Directors elected for three-year terms were: J. Judson Brooks, Great Lakes Chapter; Ed C. Egan, Tualatin Valley Chapter; John P. Evans, California Chapter; and Richard Murcott, New York Chapter. We believe the membership of the Society who voted in this election had a difficult choice among such superior candidates, as evidenced by the fact that only two votes made the difference in one case. Our thanks go to all nominees for their concern in the affairs and direction of the Society.
In the last year the membership was faced with the problem of change in date in which the dues were to be paid. At the Board meeting in Seattle in March 1976, a firm action was taken to set the closing date for the payment of dues by December 1 of each year. It was emphasized that all dues be received by the National Executive Secretary on that date. The membership roster will be compiled on December 1 of each year, and January Bulletins will be sent accordingly. However, the Editor was empowered to print extra Bulletins for the January issue, and a surcharge of $1.00 added for delinquent members.

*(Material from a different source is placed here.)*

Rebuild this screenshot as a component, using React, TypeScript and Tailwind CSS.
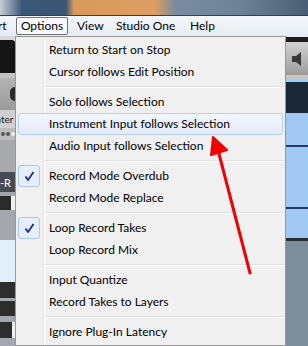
import { Fragment } from 'react';

type Item = { label: string; checked?: boolean; active?: boolean } | 'sep';

const items: Item[] = [
    { label: 'Return to Start on Stop' },
    { label: 'Cursor follows Edit Position' },
    'sep',
    { label: 'Solo follows Selection' },
    { label: 'Instrument Input follows Selection', active: true },
    { label: 'Audio Input follows Selection' },
    'sep',
    { label: 'Record Mode Overdub', checked: true },
    { label: 'Record Mode Replace' },
    'sep',
    { label: 'Loop Record Takes', checked: true },
    { label: 'Loop Record Mix' },
    'sep',
    { label: 'Input Quantize' },
    { label: 'Record Takes to Layers' },
    'sep',
    { label: 'Ignore Plug-In Latency' },
];

const font = "font-['Lato',sans-serif]";

const Check = () => (
    <svg width="11" height="11" viewBox="0 0 11 11">
        <path d="M1.5 5.5 L4 9 L9.5 1" fill="none" stroke="#1a2a8c" strokeWidth="1.8" strokeLinejoin="round" />
    </svg>
);

const LeftStrip = () => (
    <div className={`w-[15px] flex flex-col overflow-hidden text-[10px] leading-none ${font}`}>
        <div className="h-[4px] bg-[#d5d9de]" />
        <div className="h-[33px] bg-[#151515] rounded-tr-[3px]" />
        <div className="h-[5px] bg-[#c2c2c2]" />
        <div className="h-[32px] bg-[linear-gradient(#b4b4b4,#9a9a9a)] flex items-center justify-end">
            <div className="w-[5px] h-[14px] bg-[#2a2a2a] rounded-l-full" />
        </div>
        <div className="h-[18px] bg-[#d0d0d0] flex items-center text-[#222] whitespace-nowrap -ml-[4px]">ater</div>
        <div className="h-[12px] bg-[#bcbcbc] flex items-center gap-[1px] pl-[1px]">
            <span className="w-[4px] h-[4px] rounded-full bg-[#555]" />
            <span className="w-[4px] h-[4px] rounded-full bg-[#555]" />
            <span className="w-[4px] h-[4px] rounded-full bg-[#eee]" />
        </div>
        <div className="h-[32px] bg-[#a7a9ab]" />
        <div className="h-[20px] bg-[#474c52] text-white text-[11px] flex items-center">-R</div>
        <div className="h-[4px] bg-[#a3a5a7]" />
        <div className="h-[14px] bg-[#2b2b2b] mr-[4px]" />
        <div className="h-[30px] bg-[#a4a8ac]" />
        <div className="h-[42px] bg-[#e0f0fa]" />
        <div className="h-[16px] bg-[#2d2d2d]" />
        <div className="h-[3px] bg-[#a4a8ac]" />
        <div className="h-[15px] bg-[#2d2d2d]" />
        <div className="h-[6px] bg-[#a4a8ac]" />
        <div className="h-[16px] bg-[#2d2d2d] mr-[3px]" />
        <div className="flex-1 bg-[#a4a8ac]" />
    </div>
);

const RightStrip = () => (
    <div className="flex-1 flex flex-col overflow-hidden">
        <div className="h-[1px] bg-[#e6eaf0]" />
        <div className="h-[5px] bg-[#1e1e1e]" />
        <div className="h-[33px] bg-[linear-gradient(#d2d2d2,#9c9c9c)] flex items-center justify-end">
            <svg width="20" height="20" viewBox="0 0 20 20">
                <path d="M4 7 L8 7 L13 3 L13 17 L8 13 L4 13 Z" fill="#3a3a3a" />
            </svg>
        </div>
        <div className="h-[5px] bg-[#c6c6c6]" />
        <div className="h-[2px] bg-[#8fd2f4]" />
        <div className="h-[31px] bg-[#1b2838]" />
        <div className="h-[125px] bg-[#a0c8f2] flex flex-col">
            <div className="h-[32px]" />
            <div className="h-[2px] bg-[#1f3a66]" />
            <div className="h-[60px]" />
            <div className="h-[2px] bg-[#1f3a66]" />
        </div>
        <div className="h-[3px] bg-[#2a2e33]" />
        <div className="flex-1 bg-[#7d8e9c]" />
    </div>
);

export default function App() {
    return (
        <div className={`relative w-[308px] h-[346px] overflow-hidden flex flex-col bg-[#f0f0f0] ${font}`}>
            <div className="h-[15px] bg-[linear-gradient(to_right,#c9ced6_0px,#3d5877_22px,#3b5575_66px,#d89a5c_74px,#dc9e62_155px,#7b8ca0_175px,#6e8196_240px,#4b5d74_308px)]" />
            <div className="h-[1px] bg-[#3a3f47]" />
            <div className="h-[20px] bg-[linear-gradient(#f4f7fb,#e6ecf3)] flex items-center text-[12px] text-black whitespace-nowrap">
                <span className="w-[16px] -ml-[2px] pl-0">rt</span>
                <span className="w-[52px] h-[18px] flex items-center justify-center border border-[#717171] rounded-[2px] bg-[#f7f9fc] ml-[2px]">Options</span>
                <span className="ml-[9px] w-[39px]">View</span>
                <span className="w-[74px]">Studio One</span>
                <span>Help</span>
            </div>
            <div className="flex flex-1">
                <LeftStrip />
                <div className="w-[271px] border border-[#979797] bg-[#f0f0f0] p-[2px] shadow-[2px_2px_2px_rgba(0,0,0,0.35)] bg-[linear-gradient(to_right,#f0f0f0_27px,#e2e3e3_27px,#e2e3e3_28px,#ffffff_28px,#ffffff_29px,#f0f0f0_29px)]">
                    {items.map((it, i) =>
                        it === 'sep' ? (
                            <div key={i} className="h-[8px] flex flex-col justify-center pl-[27px]">
                                <div className="h-[1px] bg-[#e0e0e0]" />
                                <div className="h-[1px] bg-white" />
                            </div>
                        ) : (
                            <Fragment key={i}>
                                <div
                                    className={`relative h-[22px] flex items-center pl-[30px] text-[12px] text-black whitespace-nowrap rounded-[3px] border ${
                                        it.active
                                            ? 'border-[#b5cfee] bg-[linear-gradient(#f2f6fc,#e4ecf7)]'
                                            : 'border-transparent'
                                    }`}
                                >
                                    {it.checked && (
                                        <div className="absolute left-[-1px] top-[-1px] w-[22px] h-[22px] rounded-[3px] border border-[#a9c9ef] bg-[#e6eefa] flex items-center justify-center">
                                            <Check />
                                        </div>
                                    )}
                                    {it.label}
                                </div>
                            </Fragment>
                        )
                    )}
                </div>
                <RightStrip />
            </div>
            <svg className="absolute left-0 top-0 pointer-events-none" width="308" height="346" viewBox="0 0 308 346">
                <line x1="218" y1="150" x2="250" y2="273" stroke="#f00000" strokeWidth="3" strokeLinecap="round" />
                <path d="M213 137 L211 155 L227 150 Z" fill="#f00000" stroke="#f00000" strokeWidth="2" strokeLinejoin="round" />
            </svg>
        </div>
    );
}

As a result of the change in date for dues last December, there were insufficient Bulletins for January 1976. On Thursday, the Board of Directors authorized a reprinting of the January 1976 Bulletin in order that some of our members who unfortunately missed that issue would not have a break in their volumes.

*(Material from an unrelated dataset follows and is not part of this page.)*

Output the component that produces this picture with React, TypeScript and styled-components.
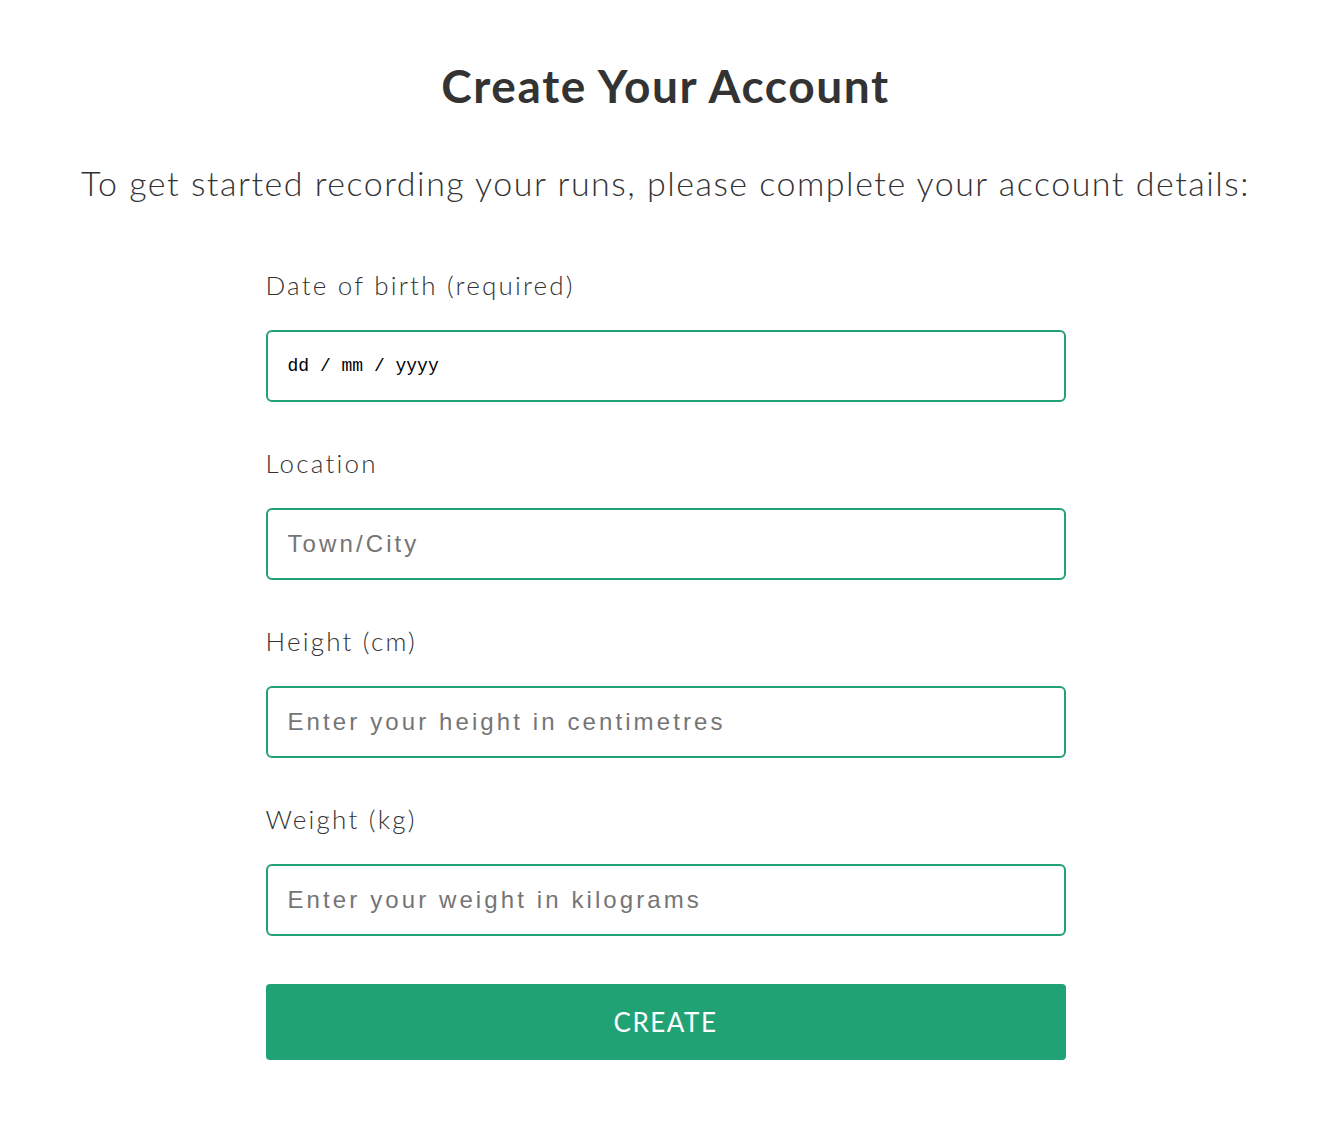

I am pleased to report that the financial status of the Society is sound, although not so sound as Gilbraltar. In fact, our Long-Range Planning Committee has voiced serious concern that rising costs may cause a future erosion unless income can be increased. The current income of the Society is barely capable of maintaining the present level of activities without regard to inflation. To this end, an expanded Society membership becomes at least a major objective. Our membership has not grown significantly in the last decade - new memberships merely replacing old memberships being lost. Let me personally urge each one of you to help assume the responsibility for membership growth, not only for recruiting new members, but especially for renewing memberships of old members. My eighth grade teacher taught me:
"Make new friends,
But keep the old,
The first are silver,
The latter gold."
In summary, your officers and directors must rely on the entire membership for support and cooperation. Ours is a great Society, made up of the best and friendliest people in the United States, Canada, and Denmark, and many points in between and beyond. Personally, I have found it a real challenge to serve this first year as your President. There have been problems and plenty of work and responsibility, but all of these are over and over worth it, because of the tremendous sense of friendship gained from all of the membership. In the words of William Penn, the Founder of this City, "Friendship is a union of spirits, a marriage of hearts, and the bond thereof virtue."